Attempts to fix the problem have been made, most recently by the Bush Administration. However, the U.S. government seems to be paralyzed on this and many other subjects. Worse, most immigration proposals — such as the requirement for illegal residents to come out of the shadows and return home before being admitted legally — seem stillborn. While enforcement of immigration laws has been stepped up, and border security has improved, no meaningful reform is forthcoming. The resultant situation is tailor-made for organized crime. Mexican gangs will control border crossings — which will doubtless continue — while also providing protection to undocumented persons living in the United States and controlling the market for cheap labor. Meanwhile, they will use their ill-gotten gains to suborn government officials.

Arms Control

Meanwhile, paralysis in the U.S. government and deep ideological divisions make the possibility of any gun control remote.

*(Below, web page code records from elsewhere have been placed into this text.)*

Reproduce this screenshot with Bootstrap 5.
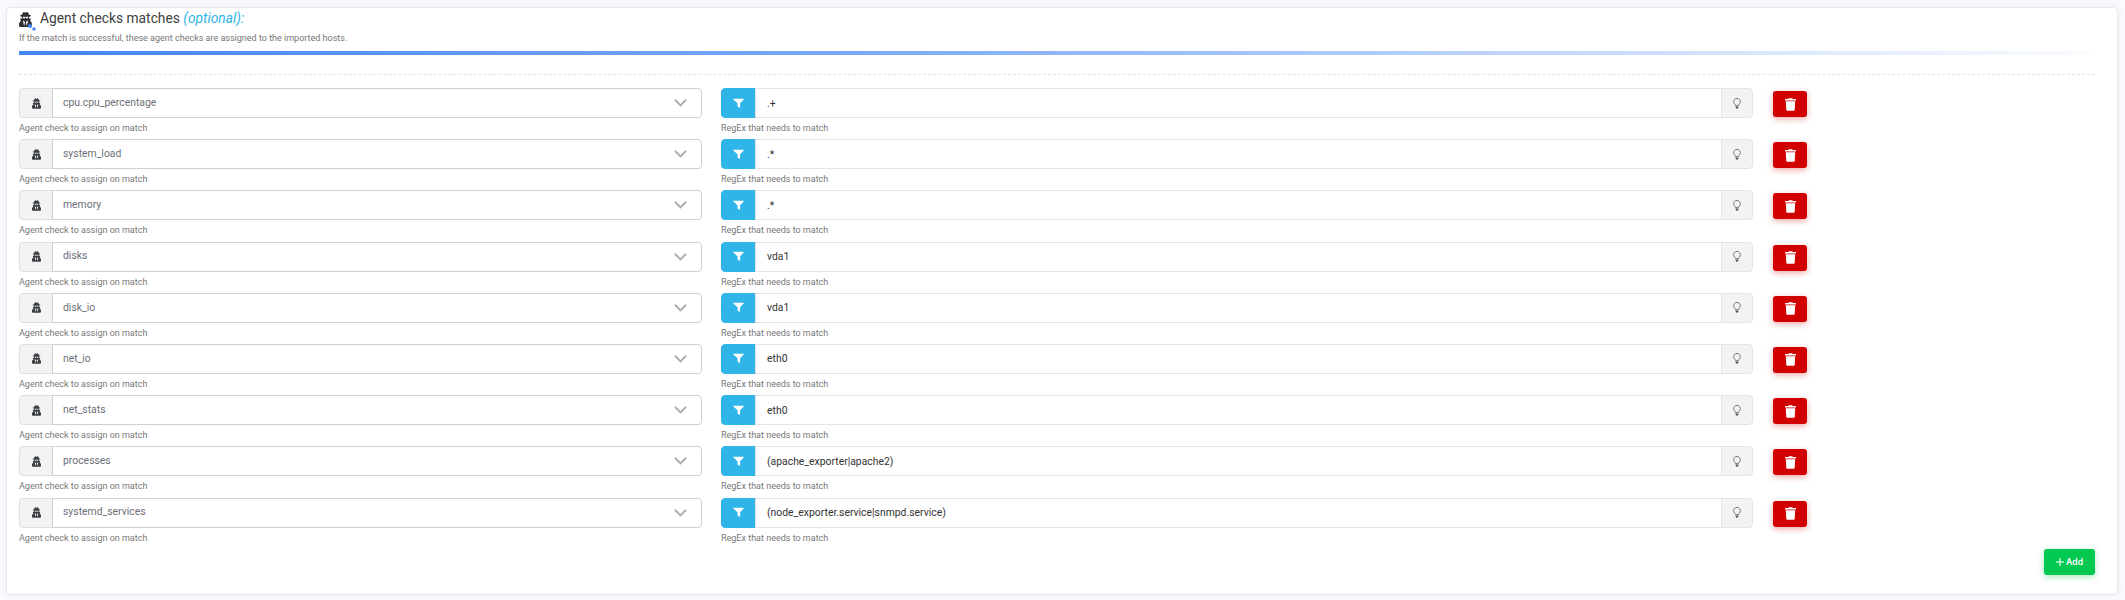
<!DOCTYPE html>
<html lang="en">
<head>
    <meta charset="UTF-8">
    <meta name="viewport" content="width=device-width, initial-scale=1.0">
    <title>Agent checks matches</title>
    <link href="https://cdn.jsdelivr.net/npm/bootstrap@5.3.3/dist/css/bootstrap.min.css" rel="stylesheet">
    <style>
        body { background: #fafbfe; font-family: Roboto, "Liberation Sans", sans-serif; font-size: 10.4px; color: #4d4d4f; }
        .page-wrap { padding: 7px 7px 5px 6px; }
        .main-card { height: 588px; border: 1px solid #e6e8ee; border-radius: 5px; box-shadow: 0 0 10px rgba(90, 100, 130, .10); padding: 0 12px; position: relative; }
        .title-row { height: 22px; }
        .title-icon { position: relative; width: 14px; height: 15px; margin-right: 7px; }
        .title-icon svg { display: block; }
        .title-text { font-size: 13.8px; line-height: 1; color: #404040; }
        .title-text em { color: #2fb5e8; }
        .title-sub { font-size: 9px; color: #777; line-height: 14px; margin-top: 1px; }
        .grad-bar { height: 4px; margin-top: 6px; margin-right: 10px; background: linear-gradient(to right, #4285f4 0%, #7aa9f7 40%, #fbfcff 100%); }
        .dash-line { border-top: 1px dashed #e3e3e3; margin: 19px 10px 13px 0; }
        .match-row { height: 51.2px; }
        .col-check { width: 683px; margin-right: 19px; }
        .col-regex { width: 1032px; margin-right: 20px; }
        .match-row .input-group-text { width: 34px; padding: 0; justify-content: center; background: #f3f3f3; border-color: #e0e0e0; border-radius: 4px 0 0 4px; }
        .match-row .form-select, .match-row .form-control { height: 30px; min-height: 0; font-size: 10.4px; line-height: 1.2; box-shadow: none; }
        .match-row .form-select { padding: 0 30px 0 10px; color: #6c7077; border: 1px solid #ccd0d6; border-radius: 4px; background-size: 13px 8px; background-position: right 14px center; background-image: url("data:image/svg+xml,%3csvg xmlns='http://www.w3.org/2000/svg' viewBox='0 0 16 10'%3e%3cpath fill='none' stroke='%23a9aeb5' stroke-width='2.4' d='M1 1l7 7 7-7'/%3e%3c/svg%3e"); }
        .match-row .form-control { padding: 0 11px; color: #333; border-color: #e4e4e4; }
        .match-row .filter-addon { width: 35px; background: #2fb5e8; border-color: #2fb5e8; }
        .match-row .bulb-addon { width: 32px; border-radius: 0 4px 4px 0; border-color: #e4e4e4; }
        .hint-text { font-size: 9px; line-height: 14px; color: #777; margin-top: 3px; }
        .del-btn { width: 34px; height: 26px; padding: 0; margin-top: 3px; background: #d10000; border: 0; border-radius: 3px; box-shadow: 0 2px 6px rgba(209, 0, 0, .35); }
        .add-btn { position: absolute; right: 22px; bottom: 19px; width: 51px; height: 26px; padding: 0; background: #00c851; border: 0; border-radius: 3px; color: #fff; font-size: 9.5px; font-weight: 500; box-shadow: 0 2px 6px rgba(0, 200, 81, .35); }
        .add-plus { margin-right: 2px; }
    </style>
</head>
<body>
    <svg width="0" height="0" class="d-block" style="position:absolute">
        <symbol id="ico-agent" viewBox="0 0 448 512"><path d="M383.9 308.3l23.9-62.6c4-10.5-3.7-21.7-15-21.7h-58.5c11-18.9 17.8-40.6 17.8-64v-.3c39.2-7.8 64-19.1 64-31.7 0-13.3-27.3-25.1-70.1-33-9.2-32.8-27-65.8-40.6-82.8-9.5-11.9-25.9-15.6-39.5-8.8l-27.6 13.8c-9 4.5-19.6 4.5-28.6 0L182.1 3.4c-13.6-6.8-30-3.1-39.5 8.8-13.5 17-31.4 50-40.6 82.8-42.7 7.9-70 19.7-70 33 0 12.6 24.8 23.9 64 31.7v.3c0 23.4 6.8 45.1 17.8 64H56.3c-11.5 0-19.2 11.7-14.7 22.3l25.8 60.2C27.3 329.8 0 372.7 0 422.4v44.8C0 491.9 20.1 512 44.8 512h358.4c24.7 0 44.8-20.1 44.8-44.8v-44.8c0-48.4-25.8-90.4-64.1-114.1zM176 480l-41.6-192 49.6 32 24 40-32 120zm96 0l-32-120 24-40 49.6-32L272 480zm41.7-298.5c-3.9 11.9-7 24.6-16.5 33.4-10.1 9.3-48 22.4-64-25-2.8-8.4-15.4-8.4-18.3 0-17 50.2-56 32.4-64 25-9.5-8.8-12.7-21.5-16.5-33.4-.8-2.5-6.3-5.7-6.3-5.8v-10.8c28.3 3.6 61 5.8 96 5.8s67.7-2.2 96-5.8v10.8c-.1.1-5.6 3.2-6.4 5.8z"/></symbol>
        <symbol id="ico-filter" viewBox="0 0 512 512"><path d="M30 40h452c18 0 27 21 14 34L330 240v200c0 15-17 24-30 15l-80-56c-6-4-9-9-9-15V240L16 74C3 61 12 40 30 40z"/></symbol>
        <symbol id="ico-bulb" viewBox="0 0 352 512"><path fill="none" stroke="currentColor" stroke-width="36" d="M176 20C88 20 20 92 20 172c0 38 14 72 37 98 16 18 44 55 53 86h132c9-31 37-68 53-86 23-26 37-60 37-98 0-80-68-152-156-152z"/><path fill="currentColor" d="M112 392h128v36l-32 60c-5 9-13 14-24 14h-16c-11 0-19-5-24-14l-32-60z"/></symbol>
        <symbol id="ico-trash" viewBox="0 0 448 512"><path d="M432 32H312l-9-19C299 5 291 0 282 0H166c-9 0-17 5-21 13l-9 19H16C7 32 0 39 0 48v32c0 9 7 16 16 16h416c9 0 16-7 16-16V48c0-9-7-16-16-16zM53 467c2 25 23 45 48 45h246c25 0 46-20 48-45l21-339H32z"/></symbol>
    </svg>

    <div class="page-wrap">
        <div class="card main-card">
            <div class="d-flex align-items-center title-row">
                <span class="title-icon">
                    <svg width="13" height="15"><use href="#ico-agent" fill="#2f3136"/></svg>
                    <svg class="position-absolute" style="left:8px;top:11px" width="10" height="9" viewBox="0 0 10 9"><circle cx="3" cy="3" r="2" fill="#4285f4"/><circle cx="7" cy="6" r="1.7" fill="#4285f4"/></svg>
                </span>
                <span class="title-text">Agent checks matches <em>(optional):</em></span>
            </div>
            <div class="title-sub">If the match is successful, these agent checks are assigned to the imported hosts.</div>
            <div class="grad-bar"></div>
            <div class="dash-line"></div>
            <div id="matchRows"></div>
            <button type="button" class="btn add-btn"><svg width="8" height="8" viewBox="0 0 8 8" class="add-plus"><path fill="none" stroke="#fff" stroke-width="1.1" d="M4 0v8M0 4h8"/></svg>Add</button>
        </div>
    </div>

    <script src="https://cdn.jsdelivr.net/npm/bootstrap@5.3.3/dist/js/bootstrap.bundle.min.js"></script>
    <script>
        const matches = [
            ['cpu.cpu_percentage', '.+'],
            ['system_load', '.*'],
            ['memory', '.*'],
            ['disks', 'vda1'],
            ['disk_io', 'vda1'],
            ['net_io', 'eth0'],
            ['net_stats', 'eth0'],
            ['processes', '(apache_exporter|apache2)'],
            ['systemd_services', '(node_exporter.service|snmpd.service)']
        ];

        document.getElementById('matchRows').innerHTML = matches.map(([check, regex]) => `
            <div class="d-flex match-row">
                <div class="col-check">
                    <div class="input-group">
                        <span class="input-group-text"><svg width="9" height="11" fill="#3a3d42"><use href="#ico-agent"/></svg></span>
                        <select class="form-select"><option>${check}</option></select>
                    </div>
                    <div class="hint-text">Agent check to assign on match</div>
                </div>
                <div class="col-regex">
                    <div class="input-group">
                        <span class="input-group-text filter-addon"><svg width="11" height="11" fill="#fff"><use href="#ico-filter"/></svg></span>
                        <input type="text" class="form-control" value="${regex}">
                        <span class="input-group-text bulb-addon"><svg width="8" height="11" color="#555"><use href="#ico-bulb"/></svg></span>
                    </div>
                    <div class="hint-text">RegEx that needs to match</div>
                </div>
                <button type="button" class="btn del-btn"><svg width="11" height="13" fill="#fff" class="d-block mx-auto"><use href="#ico-trash"/></svg></button>
            </div>`).join('');
    </script>
</body>
</html>
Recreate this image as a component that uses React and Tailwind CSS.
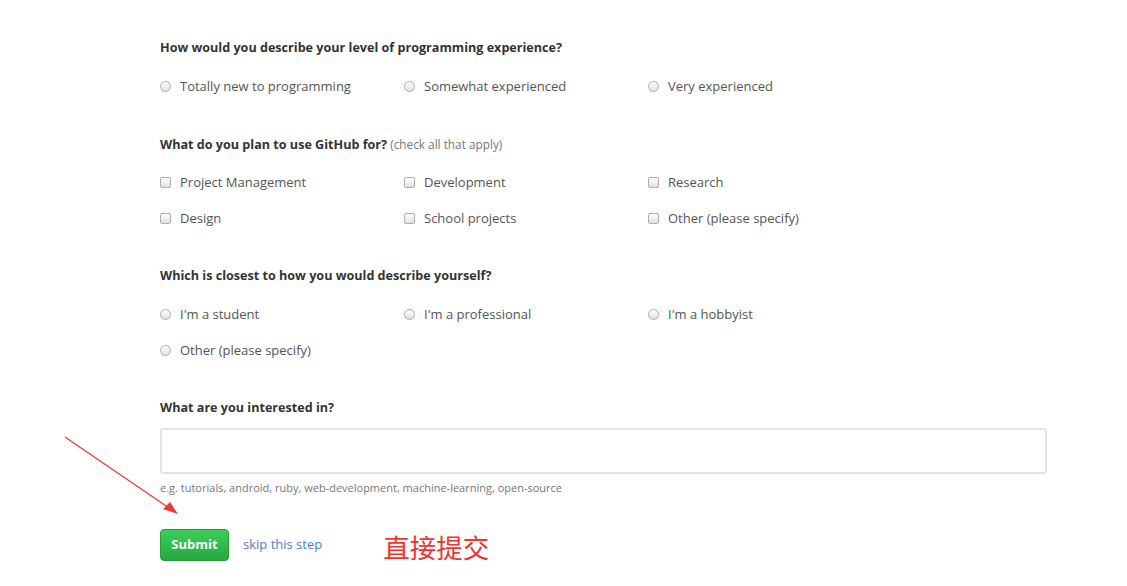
import { useState } from 'react';

const FONT = { fontFamily: '"Open Sans", "Liberation Sans", sans-serif' };

function Radio() {
  return (
    <span className="inline-block w-[11px] h-[11px] rounded-full border border-[#aeaeae] bg-gradient-to-b from-white to-[#e0e0e0] shrink-0" />
  );
}

function Checkbox() {
  return (
    <span className="inline-block w-[11px] h-[11px] rounded-[2px] border border-[#aeaeae] bg-gradient-to-b from-white to-[#e0e0e0] shrink-0" />
  );
}

function Option({ label, type }) {
  return (
    <label className="flex items-center gap-[9px] h-5 text-[13px] leading-5 text-[#555]">
      {type === 'radio' ? <Radio /> : <Checkbox />}
      <span>{label}</span>
    </label>
  );
}

function Question({ title, note, type, options }) {
  return (
    <div className="mb-[38px]">
      <h3 className="h-5 text-[12.6px] leading-5 font-bold text-[#333]">
        {title}
        {note && <span className="font-normal text-[11.8px] text-[#777]"> {note}</span>}
      </h3>
      <div className="mt-[18px] grid grid-cols-[244px_244px_244px] gap-y-4">
        {options.map((o) => (
          <Option key={o} label={o} type={type} />
        ))}
      </div>
    </div>
  );
}

export default function App() {
  const [interest, setInterest] = useState('');

  const questions = [
    {
      title: 'How would you describe your level of programming experience?',
      type: 'radio',
      options: ['Totally new to programming', 'Somewhat experienced', 'Very experienced'],
    },
    {
      title: 'What do you plan to use GitHub for?',
      note: '(check all that apply)',
      type: 'checkbox',
      options: ['Project Management', 'Development', 'Research', 'Design', 'School projects', 'Other (please specify)'],
    },
    {
      title: 'Which is closest to how you would describe yourself?',
      type: 'radio',
      options: ["I'm a student", "I'm a professional", "I'm a hobbyist", 'Other (please specify)'],
    },
  ];

  return (
    <div className="relative w-[1127px] h-[586px] bg-white overflow-hidden" style={FONT}>
      <div className="ml-[160px] w-[887px] pt-[38px]">
        {questions.map((q) => (
          <Question key={q.title} {...q} />
        ))}

        {/* Interests */}
        <div>
          <h3 className="h-5 text-[12.6px] leading-5 font-bold text-[#333]">What are you interested in?</h3>
          <input
            value={interest}
            onChange={(e) => setInterest(e.target.value)}
            className="mt-[10px] block w-full h-[46px] rounded-[3px] border-2 border-[#e3e3e3] bg-white outline-none px-2"
          />
          <p className="mt-[6px] h-4 text-[11px] leading-4 text-[#777]">
            e.g. tutorials, android, ruby, web-development, machine-learning, open-source
          </p>
        </div>

        <div className="mt-[33px] flex items-center">
          <button className="w-[69px] h-[32px] rounded-[4px] border border-[#27993f] bg-gradient-to-b from-[#3ccf5a] to-[#25a83e] text-white text-[13px] font-bold">
            Submit
          </button>
          <a className="ml-[14px] text-[13px] text-[#4d7fc7]">skip this step</a>
          <span
            className="ml-[61px] mt-[4px] text-[26.5px] leading-none text-[#f0332f]"
            style={{ fontFamily: '"Noto Sans CJK SC", sans-serif' }}
          >
            直接提交
          </span>
        </div>
      </div>

      {/* annotation arrow */}
      <svg className="absolute left-0 top-0 pointer-events-none" width="1127" height="586">
        <line x1="65" y1="437" x2="172" y2="510" stroke="#ee3b35" strokeWidth="1.3" />
        <polygon points="178,514 163,509 170,502" fill="#ee3b35" />
      </svg>
    </div>
  );
}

Even though chiefs of police and many other highly respected law-enforcement officials would like to restrict the sale of assault weapons, submachine guns and other weaponry designed neither to hunt nor to protect an individual's life and property, such weapons remain easily available. (Thank God the National Rifle Association has not yet decided that the Constitution allows citizens to own so-called tactical, or battlefield nuclear weapons, which could be considered an equivalent of firearms.)

Mexican police and government officials complain that they are easily outgunned by drug cartels getting military weapons from the United States and smuggling them across the border.

In short, bipartisanship in the United States helped Mexico prosper economically, as NAFTA was negotiated by George H.W. Bush and signed into law by Bill Clinton. Now, lack of U.S. government cohesion even in vital areas is destroying America's southern neighbor. Violence has reached from Mexico into the United States and, as security agencies warn, there will be more fallout in coming years.

Alexei Bayer, a native Muscovite, is a New York-based economist.